Is Your Facilities Program in Compliance? Or at Risk?
A contractor comes on site to perform some needed preventive maintenance. There’s an accident involving one of your customers. Luckily, your contractor’s fully insured because you checked this when you established this vendor relationship a few years ago. Their insurance and other credentials are still in effect, at the right levels, right? Are you sure? Would you bet your job?
If their insurance expired last month, you’ve just opened your company to a potential huge claim. Risk management has historically not been part of the facilities management function but with all the rules, regulations, corporate standards and increasing litigation, it is now.
Bottom line: you can’t be sure you’re not at risk unless you’re systematically checking your contractor base and verifying every time a contractor comes on site to do work. Do you have time and the capabilities to do that? With multiple locations to manage and numerous contractors at each one – from local service providers to national firms – this becomes untenable quite quickly.

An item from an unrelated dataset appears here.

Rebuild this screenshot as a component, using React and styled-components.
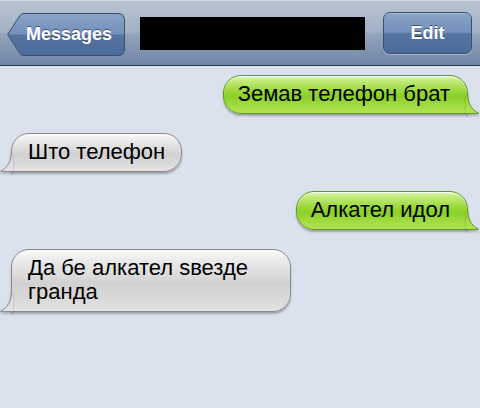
import styled, { createGlobalStyle } from 'styled-components'

const GlobalStyle = createGlobalStyle`
  html, body {
    margin: 0;
    padding: 0;
    background: #dbe2ed;
    font-family: "Liberation Sans", Arial, sans-serif;
  }
`

const Screen = styled.div`
  width: 480px;
  height: 408px;
  overflow: hidden;
  background: #dbe2ed;
`

const NavBar = styled.div`
  height: 66px;
  display: flex;
  align-items: center;
  padding: 0 8px 0 7px;
  border-bottom: 1px solid #2f3a4a;
  border-top: 1px solid #cfd6e0;
  box-sizing: border-box;
  background: linear-gradient(to bottom, #b9c4d3 0%, #a3b1c5 48%, #93a4bb 52%, #7086a5 100%);
`

const BackButton = styled.div`
  position: relative;
  width: 118px;
  height: 43px;
  margin-top: 2px;
  display: flex;
  align-items: center;
  justify-content: center;
  padding-left: 6px;
  box-sizing: border-box;

  & svg {
    position: absolute;
    inset: 0;
  }
`

const ButtonLabel = styled.span`
  position: relative;
  color: #fff;
  font-size: 18px;
  font-weight: bold;
  text-shadow: 0 -1px 0 rgba(0, 0, 0, 0.45);
`

const TitleBlock = styled.div`
  width: 225px;
  height: 33px;
  margin-left: 15px;
  background: #000;
`

const EditButton = styled.div`
  margin-left: auto;
  width: 89px;
  height: 42px;
  display: flex;
  align-items: center;
  justify-content: center;
  box-sizing: border-box;
  border: 1px solid #3c4e69;
  border-radius: 7px;
  background: linear-gradient(to bottom, #8aa3c8 0%, #7391bc 48%, #55749f 52%, #4b6b9c 100%);
  box-shadow: 0 1px 0 rgba(255, 255, 255, 0.35), inset 0 1px 0 rgba(255, 255, 255, 0.3);
`

const Thread = styled.div`
  display: flex;
  flex-direction: column;
  gap: 19px;
  padding: 9px 12px 0 11px;
`

const Row = styled.div`
  display: flex;
  justify-content: ${({ $mine }) => ($mine ? 'flex-end' : 'flex-start')};
`

const Bubble = styled.div`
  position: relative;
  max-width: 280px;
  box-sizing: border-box;
  padding: ${({ $mine }) => ($mine ? '6px 17px 7px 14px' : '6px 16px 7px 16px')};
  font-size: 22px;
  line-height: 24px;
  color: #000;
  border-radius: 18px;
  ${({ $mine }) => ($mine ? 'border-bottom-right-radius: 0;' : 'border-bottom-left-radius: 0;')}
  border: 1px solid ${({ $mine }) => ($mine ? '#5c9a2a' : '#8a8a8a')};
  background: ${({ $mine }) =>
    $mine
      ? 'linear-gradient(to bottom, #e4f7c2 0%, #c4ec7e 12%, #98d738 42%, #8bd028 55%, #a6de45 85%, #b3e352 100%)'
      : 'linear-gradient(to bottom, #fcfcfc 0%, #ededed 14%, #d9d9d9 44%, #d1d1d1 55%, #dcdcdc 85%, #e4e4e4 100%)'};
  box-shadow: 0 2px 2px rgba(0, 0, 0, 0.28), inset 0 1px 1px rgba(255, 255, 255, 0.7);
`

const TailSvg = styled.svg`
  position: absolute;
  bottom: -1px;
  ${({ $mine }) => ($mine ? 'right: -12px;' : 'left: -12px; transform: scaleX(-1);')}
  filter: drop-shadow(0 2px 1px rgba(0, 0, 0, 0.22));
`

const BackShape = () => (
  <svg width="118" height="43" viewBox="0 0 118 43">
    <defs>
      <linearGradient id="backFill" x1="0" y1="0" x2="0" y2="1">
        <stop offset="0" stopColor="#8aa3c8" />
        <stop offset="0.48" stopColor="#7391bc" />
        <stop offset="0.52" stopColor="#55749f" />
        <stop offset="1" stopColor="#4b6b9c" />
      </linearGradient>
    </defs>
    <path
      d="M17 0.5 H111 Q117.5 0.5 117.5 7 V36 Q117.5 42.5 111 42.5 H17 Q14.5 42.5 13 40.5 L1.2 22.5 Q0.6 21.5 1.2 20.5 L13 2.5 Q14.5 0.5 17 0.5 Z"
      fill="url(#backFill)"
      stroke="#3c4e69"
    />
  </svg>
)

const Tail = ({ mine }) => {
  const id = mine ? 'tailGreen' : 'tailGrey'
  return (
    <TailSvg $mine={mine} width="13" height="21" viewBox="0 0 13 21">
      <defs>
        <linearGradient id={id} x1="0" y1="0" x2="0" y2="1">
          <stop offset="0" stopColor={mine ? '#90d22c' : '#d3d3d3'} />
          <stop offset="1" stopColor={mine ? '#b3e352' : '#e4e4e4'} />
        </linearGradient>
      </defs>
      <path d="M0 0 H1.5 C1.5 10 5 16 12.5 20.3 C8 20.5 4 20.5 0 20.5 Z" fill={`url(#${id})`} />
      <path
        d="M1.5 0 C1.5 10 5 16 12.5 20.3 C8 20.5 4 20.5 0 20.5"
        fill="none"
        stroke={mine ? '#5c9a2a' : '#8a8a8a'}
      />
    </TailSvg>
  )
}

const messages = [
  { mine: true, text: 'Земав телефон брат' },
  { mine: false, text: 'Што телефон' },
  { mine: true, text: 'Алкател идол' },
  { mine: false, text: 'Да бе алкател ѕвезде гранда' },
]

export default function App() {
  return (
    <Screen>
      <GlobalStyle />
      <NavBar>
        <BackButton>
          <BackShape />
          <ButtonLabel>Messages</ButtonLabel>
        </BackButton>
        <TitleBlock />
        <EditButton>
          <ButtonLabel>Edit</ButtonLabel>
        </EditButton>
      </NavBar>
      <Thread>
        {messages.map((m, i) => (
          <Row key={i} $mine={m.mine}>
            <Bubble $mine={m.mine}>
              {m.text}
              <Tail mine={m.mine} />
            </Bubble>
          </Row>
        ))}
      </Thread>
    </Screen>
  )
}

Contractor Compliance Technology
The only way to ensure contractor compliance to your corporate and regulatory requirements across all your locations is by relying on software that does this regularly, comprehensively and automatically. This is how companies can efficiently manage vendor compliance requirements – at scale, which helps improve overall operational performance and key metrics.
How does contractor compliance technology enable you to manage this? Facilities departments with this technology integrated into their facilities management platform can now:
- Easily manage contractor compliance
- Reduce risk by identifying non-compliance
These tools streamline and simplify the process of collecting, monitoring and managing important details from your contractors, including W-9s, insurance, rates, licenses and other business requirements.
Compliance Manager provides a proven way to manage and reduce risk, eliminate non-compliance providers and integrate sourcing with compliance.
If you don’t readily know when a contractor’s insurance expiration date is coming up, or if agreements, custom company requirements and legal compliance are up-to-date, you’re vastly increasing the risk both you and your company are facing.